Hello wise Kaseya users!
I have been spending the last couple of hours fine tuning our patch management system in an effort to 'try' and get it working more reliably. Great way to spend a Sunday!
One question I have, under the Check-In Control option there is a Bandwidth Throttle setting. I have set this to 9kByte/second for all our agents as per a nice post I found made by another Kaseya user, this seems to work quite OK.
Now I have all our agents set to pull patches from a cache source on our network. I was going to add to that the option to pull direct from the Internet if it cannot find the local server. But what I want to know, does the Bandwidth Throttle have any affect on the speed at which files are downloaded direct from the Internet?
If a user is working from home I don't neccessarily want to overload their local Internet connection with patching of our machines, however I would still like them to get patched.
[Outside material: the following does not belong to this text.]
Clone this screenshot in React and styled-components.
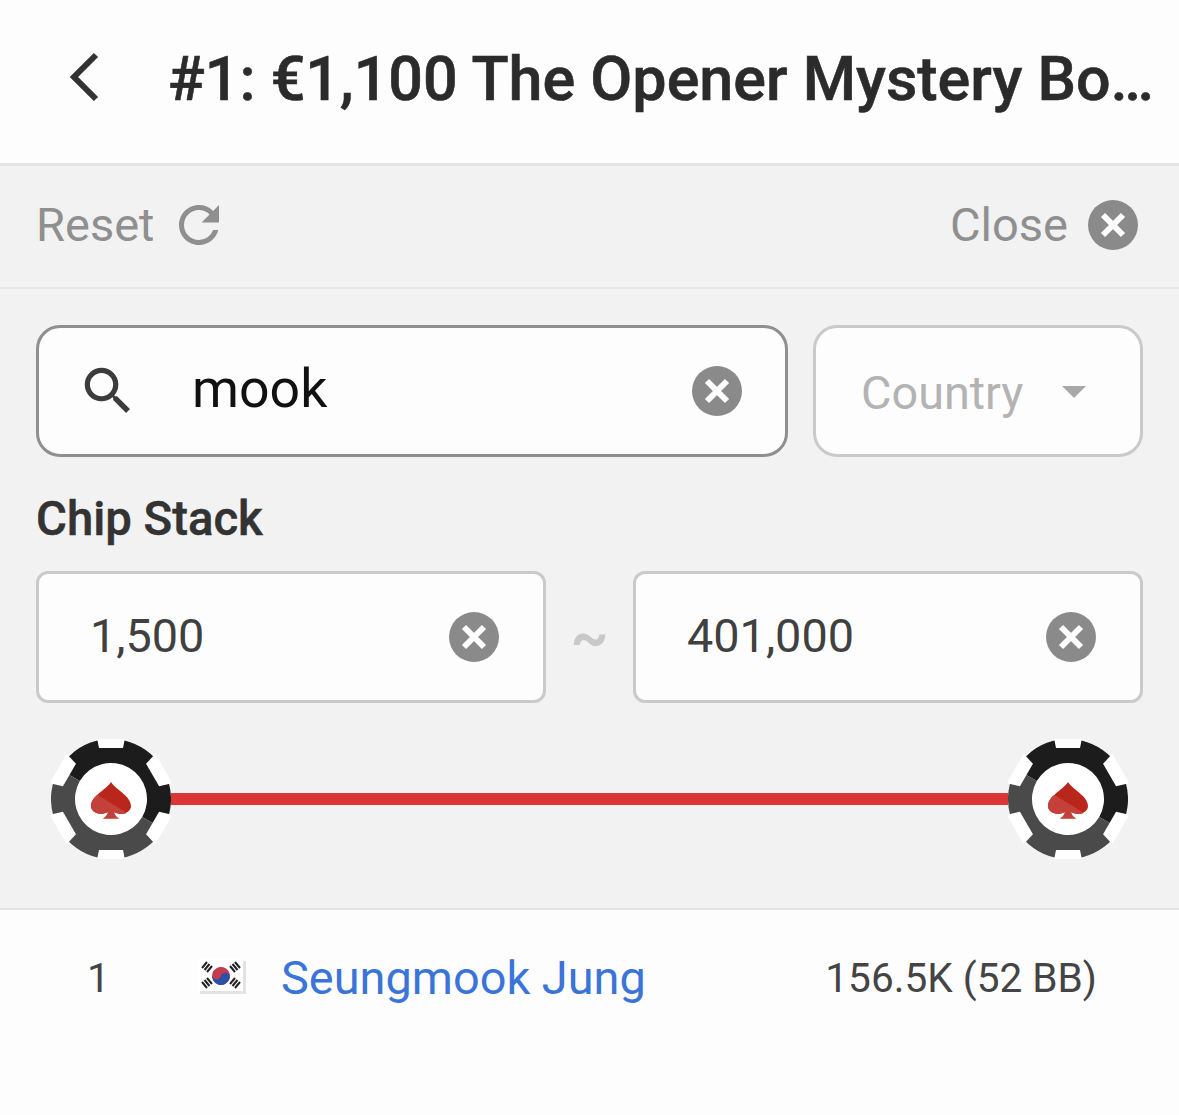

At this time, patching does not have an option to throttle under the circumstances you describe. Specifically, when you have the file source configured to download from the internet (whether that's directly or just as a result of the LAN share being unavailable), the patches will install using the Windows Update Agent (WUA.api). Kaseya leverages this .api for the installations, and Microsoft has not publicly exposed any portion of that .api to support throttling. To note, however, this install method is the same as if the user updated the patches on the local machine using Control Panel > Windows Updates. Often times, patches installed via WUA will be smaller than their downloadable counterparts because WUA is able to negotiate the download of only those components within the patch that are necessary for the particular endpoint. The distributable file, on the other hand, will contain all possible components, so the file size can be much larger. This is often noticeable with service packs, which can top 1GB when using the distributable patch but might be only a few hundred MB when installing via WUA.